Improving HEMT reliability with oxygen plasma treatment
Engineers from China are claiming to have developed a simple, low-cost approach based on oxygen plasma treatment to improve the reliability of p-GaN gate HEMTs.
According to these researchers from Southern University of Science and Technology, their process extends the lifetime of Schottky-type p-GaN HEMTs by reducing the electric field in this device through compensation of magnesium acceptors.
This breakthrough could strengthen the competitiveness of Schottky-type p-GaN HEMTs, which offer excellent electrical efficiency and are already winning deployment in a number of applications, including data centres, electric vehicles and consumer electronics.

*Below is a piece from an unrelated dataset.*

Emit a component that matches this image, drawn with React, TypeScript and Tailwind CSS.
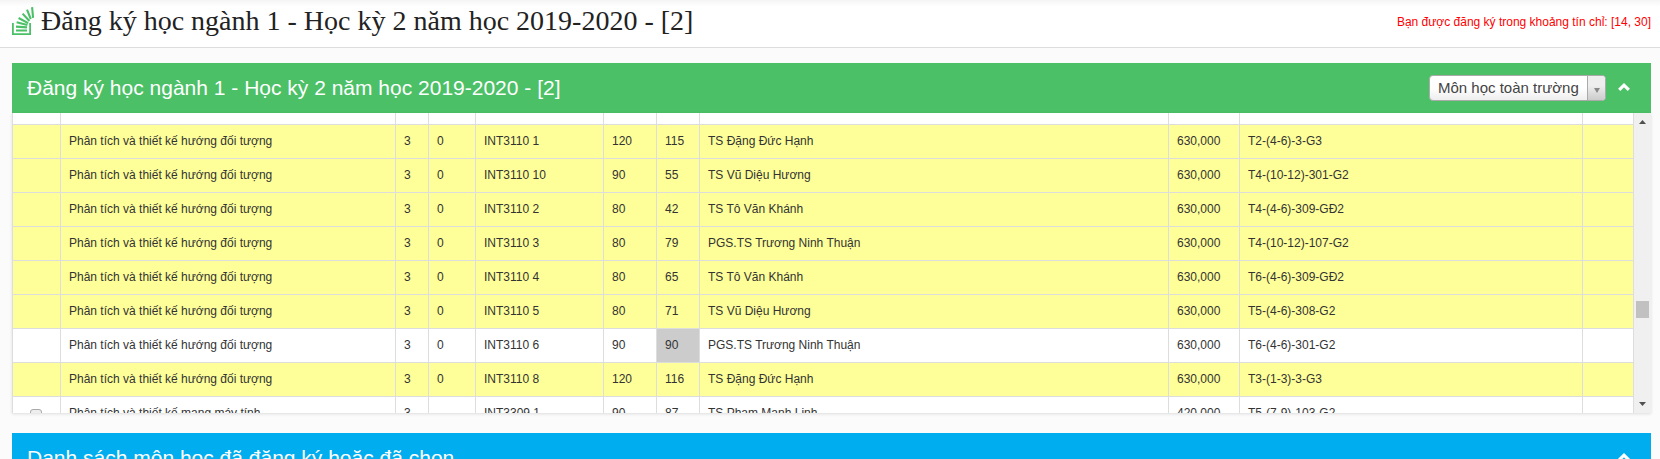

Today’s commercial Schottky-type p-GaN HEMTs suppress gate leakage, but are hampered by a narrow bias window for safe operation that stems from the time-dependent gate breakdown. Catastrophic breakdown results from degradation at the metal/p-GaN Schottky junction, caused by a combination of hot electron bombardment and electric field stress.
Several teams have devised ways to slow this degradation, by either increasing the robustness to hot electron bombardment or reducing the electric field strength. Introducing materials such as GaON, Ga2O3 and AlGaN combat electron bombardment, and the addition of an intrinsic GaN layer quashes the electric field strength. However, these approaches either require: the growth of new layers on the p-GaN surface, leading to concerns related to the magnesium memory effect; or high-temperature annealing, which adds to the thermal budget.
Addressing all these concerns is the process developed by engineers from Southern University of Science and Technology. According to spokesman Chengcai Wang, their team’s approach has been inspired by the work of Kevin Chen’s group from The Hong Kong University of Science and Technology – that team employed oxygen plasma treatment to deplete the top layer of p-GaN and obtain a normally-off p-FET. Wang says that based on that finding, he and his co-workers thought that oxygen plasma treatment might offer a simple and effective method to compensate for magnesium on the p-GaN gate surface and thus reduce the peak electric field.
To investigate this possibility, Wang and co-workers have used oxygen plasma treatment when producing devices. Oxygen penetrates into the p-GaN layer to form oxygen donors or MgO complexes that compensate for the activated magnesium dopants. A weakly doped or intrinsically doped GaN layer results, decreasing the local electric field (see figure).
According to Wang, oxygen treatment has the potential to be employed for high-volume production, because it avoids complicated equipment and the entire process is compatible with the current GaN manufacturing process. “Furthermore, a uniform oxygen plasma is usually easy to obtain,” claims Wang.
The team fabricated its HEMTs by removing the p-GaN stack outside the gate region, adding source and drain contacts, undertaking planar isolation and depositing a passivation layer. After plasma treatment, soaking the sample in HCl removed the regions of the p-GaN layer that were heavily oxidised or damaged, prior to the addition of a Ni/Au gate contact, annealed at just 350 °C.
Comparing the characteristics of plasma-treated and untreated HEMTs revealed that the introduction of oxygen reduced the leakage current and capacitance of the Schottky junction. Additional benefits included an increase in the room-temperature breakdown voltage from 10.4 V to 14.5 V, and an increase in the time-dependent gate breakdown. Evidence of the latter is an increase in the maximum bias from 4 V to 8.1 V, for a 1 percent failure rate for a 10-year lifetime.
“In future work, we plan to more comprehensively study the effect of oxygen plasma treatment process parameters on device performance and improve the effect of oxygen compensation technology in practical applications,” said Wang.